>> start Raw data

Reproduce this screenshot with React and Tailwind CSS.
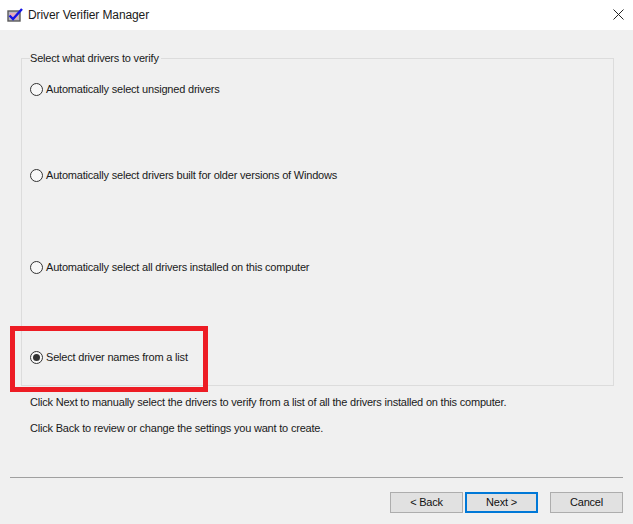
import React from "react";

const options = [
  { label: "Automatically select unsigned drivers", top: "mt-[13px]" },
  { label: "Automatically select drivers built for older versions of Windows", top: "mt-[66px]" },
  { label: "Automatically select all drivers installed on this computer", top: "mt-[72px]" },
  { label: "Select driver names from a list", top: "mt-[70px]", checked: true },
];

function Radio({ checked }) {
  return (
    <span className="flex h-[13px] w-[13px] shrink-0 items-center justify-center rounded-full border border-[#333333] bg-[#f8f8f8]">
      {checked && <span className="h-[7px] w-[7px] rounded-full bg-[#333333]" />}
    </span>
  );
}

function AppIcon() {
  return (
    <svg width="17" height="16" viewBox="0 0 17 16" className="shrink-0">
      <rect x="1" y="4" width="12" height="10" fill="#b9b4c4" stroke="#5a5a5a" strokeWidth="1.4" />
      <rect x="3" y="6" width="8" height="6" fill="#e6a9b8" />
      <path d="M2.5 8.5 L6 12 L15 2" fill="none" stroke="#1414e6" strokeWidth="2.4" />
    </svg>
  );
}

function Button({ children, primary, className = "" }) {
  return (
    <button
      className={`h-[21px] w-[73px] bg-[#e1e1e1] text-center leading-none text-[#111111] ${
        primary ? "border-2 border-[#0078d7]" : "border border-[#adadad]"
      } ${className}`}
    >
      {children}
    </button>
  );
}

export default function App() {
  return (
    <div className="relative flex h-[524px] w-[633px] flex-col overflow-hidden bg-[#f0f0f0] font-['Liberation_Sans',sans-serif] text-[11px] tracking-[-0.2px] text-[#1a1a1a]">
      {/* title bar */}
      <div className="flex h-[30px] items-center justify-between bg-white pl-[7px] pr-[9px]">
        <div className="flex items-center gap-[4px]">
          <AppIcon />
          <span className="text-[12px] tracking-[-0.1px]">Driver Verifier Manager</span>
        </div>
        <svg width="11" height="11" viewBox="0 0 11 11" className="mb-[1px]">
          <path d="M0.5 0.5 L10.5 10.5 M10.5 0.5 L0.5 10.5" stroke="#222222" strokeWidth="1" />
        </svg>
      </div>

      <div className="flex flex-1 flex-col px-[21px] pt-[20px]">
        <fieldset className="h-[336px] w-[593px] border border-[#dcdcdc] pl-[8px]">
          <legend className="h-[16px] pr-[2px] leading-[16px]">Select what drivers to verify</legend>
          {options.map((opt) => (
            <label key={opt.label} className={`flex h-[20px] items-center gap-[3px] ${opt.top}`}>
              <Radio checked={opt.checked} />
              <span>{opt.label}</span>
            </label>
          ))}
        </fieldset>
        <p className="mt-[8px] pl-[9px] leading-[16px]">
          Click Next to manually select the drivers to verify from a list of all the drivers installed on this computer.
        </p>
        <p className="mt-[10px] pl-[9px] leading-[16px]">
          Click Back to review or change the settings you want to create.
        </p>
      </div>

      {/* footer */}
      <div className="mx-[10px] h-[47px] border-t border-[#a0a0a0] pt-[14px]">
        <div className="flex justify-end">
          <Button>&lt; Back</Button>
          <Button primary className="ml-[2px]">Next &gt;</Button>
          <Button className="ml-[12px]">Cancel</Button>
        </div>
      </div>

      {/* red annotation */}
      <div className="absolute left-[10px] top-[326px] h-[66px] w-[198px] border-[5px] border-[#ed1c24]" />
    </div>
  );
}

>> end Raw data

● Challenge
Return a copy of every line that includes the word "this".

● Reply
Reproduce this screenshot with React and Tailwind CSS.
  { label: "Automatically select all drivers installed on this computer", top: "mt-[72px]" },
          Click Next to manually select the drivers to verify from a list of all the drivers installed on this computer.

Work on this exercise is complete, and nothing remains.